The question of fraud, of who was the accommodated party, of consideration, and of whether the endorsement was made at the time of the making of the note by Kelly, as a part of the same transaction or made at a different time without a new consideration are all questions of fact subject to proof by parol evidence, and if the defendant proves any one of his defenses by a preponderance of the evidence he will be entitled to a verdict. If he fails to prove at least one of his defenses the plaintiff will be entitled to a verdict.

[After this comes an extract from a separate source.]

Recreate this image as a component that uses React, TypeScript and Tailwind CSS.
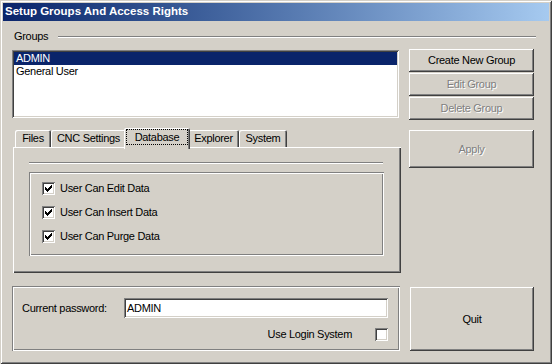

The trial judge did instruct the jury that the burden was upon the defendant to show that there was no consideration, but later in his instructions he placed the burden on the plaintiff in the following language, viz., "I charge you gentlemen of the jury if you find from a fair preponderance of the evidence that they extended the indebtedness of James L. Kelly by reason of the endorsement of Mr. J.H. Price upon this note that would be a good consideration for the endorsement and you should find for the plaintiff." This was error, as the law presumes that there was a consideration for the endorsement, and the burden is on the defendant to overcome the presumption before he is entitled to a judgment. We do not know which of the conflicting instructions the jury followed and therefore, the order granting a new trial is affirmed each party paying his own costs in this court.
CHRISTIANSON, Ch. J., NUESSLE, BURR, and BIRDZELL, JJ., concur.